Adapting incident response plans to the full AI lifecycle is imperative for ensuring resilience and security in the face of today’s rapidly evolving AI threat landscape.

Audit, Inventory, and Supply Chain Integrity

Whether models are built in-house, purchased, or acquired from open-source libraries, they are critical assets. AI-aware auditing and comprehensive inventory management provide the visibility needed to manage risks.

The Role of the ML-BOM and Auditing

An audit of AI systems utilizes inventory and supply chain information — including system operation, origin, build process, connections, and impact on decision-making.

The ML-BOM is the foundation for auditing, capturing:

  • Training data sources and versions.
  • Algorithms in use.
  • Model versioning.
  • Who trained and validated the model.

Auditing is essential because it:

  1. Ensures Accountability and Transparency: Shines a light on potential bias, vulnerabilities, and errors, providing stakeholders assurance that decisions are being made fairly.
  2. Strengthens Risk Management: Proactively identifies and mitigates risks before they escalate into major issues.
  3. Fosters Trust: Provides insight into the model’s inner workings, helping to identify the precise reason for a failure.

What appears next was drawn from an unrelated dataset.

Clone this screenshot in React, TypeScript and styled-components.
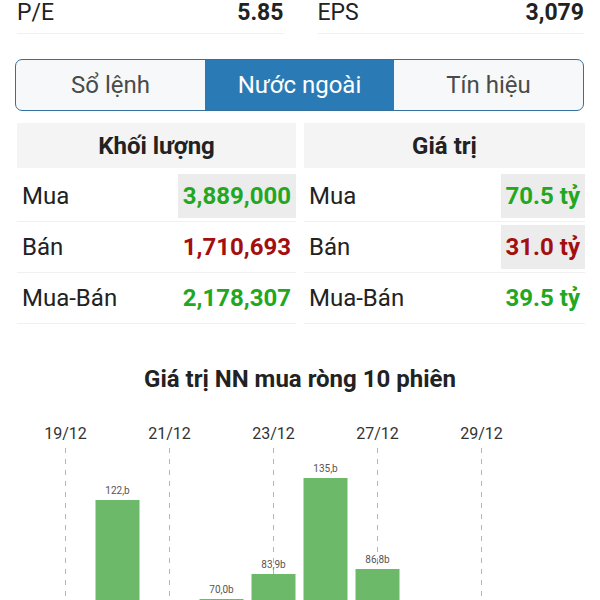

Regulatory Standards and Actions

Regulatory bodies worldwide are recognizing the need for formal AI risk assurance. Key standards and legislation driving this push include:

  • The EU AI Act.
  • ISO/IEC 5338 on AI system lifecycle processes.
  • OWASP’s AI Security and Privacy Guide.
  • The US 2023 Executive Order on safe, secure, and trustworthy AI.

To initiate AI/ML auditing, organizations must create a comprehensive inventory of the entire ML supply chain, capturing training methodologies, dependencies, and data sources. Consistent and frequent auditing provides immediate visibility, enabling proactive incident prevention and effective risk management.